Americans are becoming increasingly more dependent on the Internet to search for, well, everything. The most recent data released by digital analytics company ComScore found that people in the U.S. performed 19.4 billion explicit core searches during the month of July. That figure is up from 19.2 billion the month before and just 16.3 billion last September.
In what is likely a surprise to nobody, Google is still the king of search. Last month, 66.7 percent of core searches – or nearly 13 billion – took place through the search giant.

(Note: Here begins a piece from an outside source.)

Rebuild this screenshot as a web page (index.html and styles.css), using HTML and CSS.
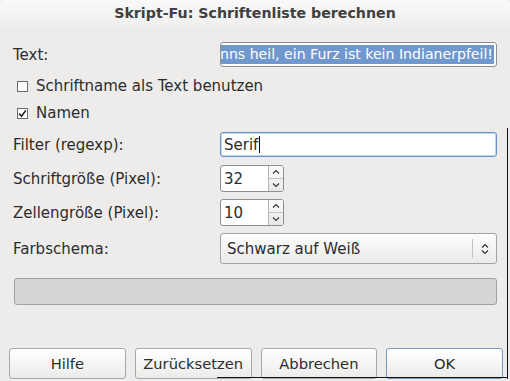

The gap between first and second place wasn’t even close as Microsoft’s Bing took home the silver with 17.9 percent of all searches while Yahoo, Ask and AOL rounded out the top five at 11.4 percent, 2.7 percent and 1.3 percent, respectively. The bottom three services were all down 0.1 percent compared to June 2013 searches while Bing held steady at 15.9 percent.
Yahoo’s search share market has been in a state of freefall for years. The Internet pioneer surrendered its second place ranking to Bing back in December 2011. To put it into perspective, Yahoo’s share has dropped from 16 percent a year and a half ago, to 12 percent last September and now just 11.4 percent as of last month.
It’s worth pointing out that data in the ComScore report was collected from home and work locations. Mobile searches, a growing market in its own right, weren’t factored into the results.